── Provided information
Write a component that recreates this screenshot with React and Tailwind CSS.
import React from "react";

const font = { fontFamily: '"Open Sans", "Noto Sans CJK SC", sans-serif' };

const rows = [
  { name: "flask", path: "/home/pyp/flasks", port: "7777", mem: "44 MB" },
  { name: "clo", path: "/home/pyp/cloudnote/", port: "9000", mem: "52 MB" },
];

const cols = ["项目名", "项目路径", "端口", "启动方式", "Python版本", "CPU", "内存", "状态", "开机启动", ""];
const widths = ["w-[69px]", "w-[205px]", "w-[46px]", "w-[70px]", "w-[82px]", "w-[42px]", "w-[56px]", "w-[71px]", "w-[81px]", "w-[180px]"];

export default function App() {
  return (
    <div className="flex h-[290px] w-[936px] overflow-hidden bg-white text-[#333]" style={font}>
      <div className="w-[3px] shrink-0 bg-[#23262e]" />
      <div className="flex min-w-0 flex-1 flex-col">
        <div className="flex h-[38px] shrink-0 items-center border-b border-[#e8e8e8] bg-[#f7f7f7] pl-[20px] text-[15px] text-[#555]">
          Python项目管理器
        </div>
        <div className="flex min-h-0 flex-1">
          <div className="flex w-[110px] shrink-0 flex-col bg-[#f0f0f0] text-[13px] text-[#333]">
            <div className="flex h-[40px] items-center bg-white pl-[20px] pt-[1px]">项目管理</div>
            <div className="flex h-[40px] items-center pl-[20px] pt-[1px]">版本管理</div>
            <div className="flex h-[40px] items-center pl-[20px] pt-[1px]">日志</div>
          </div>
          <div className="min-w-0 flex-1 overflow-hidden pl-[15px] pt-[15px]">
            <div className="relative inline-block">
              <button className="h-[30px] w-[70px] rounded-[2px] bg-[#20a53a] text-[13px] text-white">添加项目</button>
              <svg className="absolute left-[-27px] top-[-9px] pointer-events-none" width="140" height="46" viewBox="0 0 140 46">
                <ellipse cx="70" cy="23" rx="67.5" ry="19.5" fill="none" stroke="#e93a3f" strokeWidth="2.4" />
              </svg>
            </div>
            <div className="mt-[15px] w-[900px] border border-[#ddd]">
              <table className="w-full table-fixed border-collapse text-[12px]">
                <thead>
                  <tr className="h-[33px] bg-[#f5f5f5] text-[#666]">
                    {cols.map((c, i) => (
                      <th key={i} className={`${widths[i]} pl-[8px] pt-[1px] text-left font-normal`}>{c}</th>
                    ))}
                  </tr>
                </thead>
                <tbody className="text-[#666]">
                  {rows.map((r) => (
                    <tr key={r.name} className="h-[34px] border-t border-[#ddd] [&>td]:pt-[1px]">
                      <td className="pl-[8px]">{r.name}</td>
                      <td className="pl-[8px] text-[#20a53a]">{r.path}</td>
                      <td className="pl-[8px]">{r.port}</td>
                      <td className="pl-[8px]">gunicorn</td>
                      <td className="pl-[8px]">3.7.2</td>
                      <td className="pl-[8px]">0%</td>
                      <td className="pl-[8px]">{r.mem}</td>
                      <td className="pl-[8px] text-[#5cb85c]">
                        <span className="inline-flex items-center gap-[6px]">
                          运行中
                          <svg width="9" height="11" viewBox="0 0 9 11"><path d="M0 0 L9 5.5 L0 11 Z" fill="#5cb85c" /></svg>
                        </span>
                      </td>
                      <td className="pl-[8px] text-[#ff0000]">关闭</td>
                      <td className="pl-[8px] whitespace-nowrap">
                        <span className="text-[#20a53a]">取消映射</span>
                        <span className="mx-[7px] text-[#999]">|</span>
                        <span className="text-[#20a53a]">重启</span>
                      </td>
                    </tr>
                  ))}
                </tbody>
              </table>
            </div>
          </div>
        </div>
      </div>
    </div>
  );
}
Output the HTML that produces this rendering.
────
## Written task
Retype the whole listing above exactly.

## Solution to this task
Write a component that recreates this screenshot with React and Tailwind CSS.
import React from "react";

const font = { fontFamily: '"Open Sans", "Noto Sans CJK SC", sans-serif' };

const rows = [
  { name: "flask", path: "/home/pyp/flasks", port: "7777", mem: "44 MB" },
  { name: "clo", path: "/home/pyp/cloudnote/", port: "9000", mem: "52 MB" },
];

const cols = ["项目名", "项目路径", "端口", "启动方式", "Python版本", "CPU", "内存", "状态", "开机启动", ""];
const widths = ["w-[69px]", "w-[205px]", "w-[46px]", "w-[70px]", "w-[82px]", "w-[42px]", "w-[56px]", "w-[71px]", "w-[81px]", "w-[180px]"];

export default function App() {
  return (
    <div className="flex h-[290px] w-[936px] overflow-hidden bg-white text-[#333]" style={font}>
      <div className="w-[3px] shrink-0 bg-[#23262e]" />
      <div className="flex min-w-0 flex-1 flex-col">
        <div className="flex h-[38px] shrink-0 items-center border-b border-[#e8e8e8] bg-[#f7f7f7] pl-[20px] text-[15px] text-[#555]">
          Python项目管理器
        </div>
        <div className="flex min-h-0 flex-1">
          <div className="flex w-[110px] shrink-0 flex-col bg-[#f0f0f0] text-[13px] text-[#333]">
            <div className="flex h-[40px] items-center bg-white pl-[20px] pt-[1px]">项目管理</div>
            <div className="flex h-[40px] items-center pl-[20px] pt-[1px]">版本管理</div>
            <div className="flex h-[40px] items-center pl-[20px] pt-[1px]">日志</div>
          </div>
          <div className="min-w-0 flex-1 overflow-hidden pl-[15px] pt-[15px]">
            <div className="relative inline-block">
              <button className="h-[30px] w-[70px] rounded-[2px] bg-[#20a53a] text-[13px] text-white">添加项目</button>
              <svg className="absolute left-[-27px] top-[-9px] pointer-events-none" width="140" height="46" viewBox="0 0 140 46">
                <ellipse cx="70" cy="23" rx="67.5" ry="19.5" fill="none" stroke="#e93a3f" strokeWidth="2.4" />
              </svg>
            </div>
            <div className="mt-[15px] w-[900px] border border-[#ddd]">
              <table className="w-full table-fixed border-collapse text-[12px]">
                <thead>
                  <tr className="h-[33px] bg-[#f5f5f5] text-[#666]">
                    {cols.map((c, i) => (
                      <th key={i} className={`${widths[i]} pl-[8px] pt-[1px] text-left font-normal`}>{c}</th>
                    ))}
                  </tr>
                </thead>
                <tbody className="text-[#666]">
                  {rows.map((r) => (
                    <tr key={r.name} className="h-[34px] border-t border-[#ddd] [&>td]:pt-[1px]">
                      <td className="pl-[8px]">{r.name}</td>
                      <td className="pl-[8px] text-[#20a53a]">{r.path}</td>
                      <td className="pl-[8px]">{r.port}</td>
                      <td className="pl-[8px]">gunicorn</td>
                      <td className="pl-[8px]">3.7.2</td>
                      <td className="pl-[8px]">0%</td>
                      <td className="pl-[8px]">{r.mem}</td>
                      <td className="pl-[8px] text-[#5cb85c]">
                        <span className="inline-flex items-center gap-[6px]">
                          运行中
                          <svg width="9" height="11" viewBox="0 0 9 11"><path d="M0 0 L9 5.5 L0 11 Z" fill="#5cb85c" /></svg>
                        </span>
                      </td>
                      <td className="pl-[8px] text-[#ff0000]">关闭</td>
                      <td className="pl-[8px] whitespace-nowrap">
                        <span className="text-[#20a53a]">取消映射</span>
                        <span className="mx-[7px] text-[#999]">|</span>
                        <span className="text-[#20a53a]">重启</span>
                      </td>
                    </tr>
                  ))}
                </tbody>
              </table>
            </div>
          </div>
        </div>
      </div>
    </div>
  );
}
Output the HTML that produces this rendering.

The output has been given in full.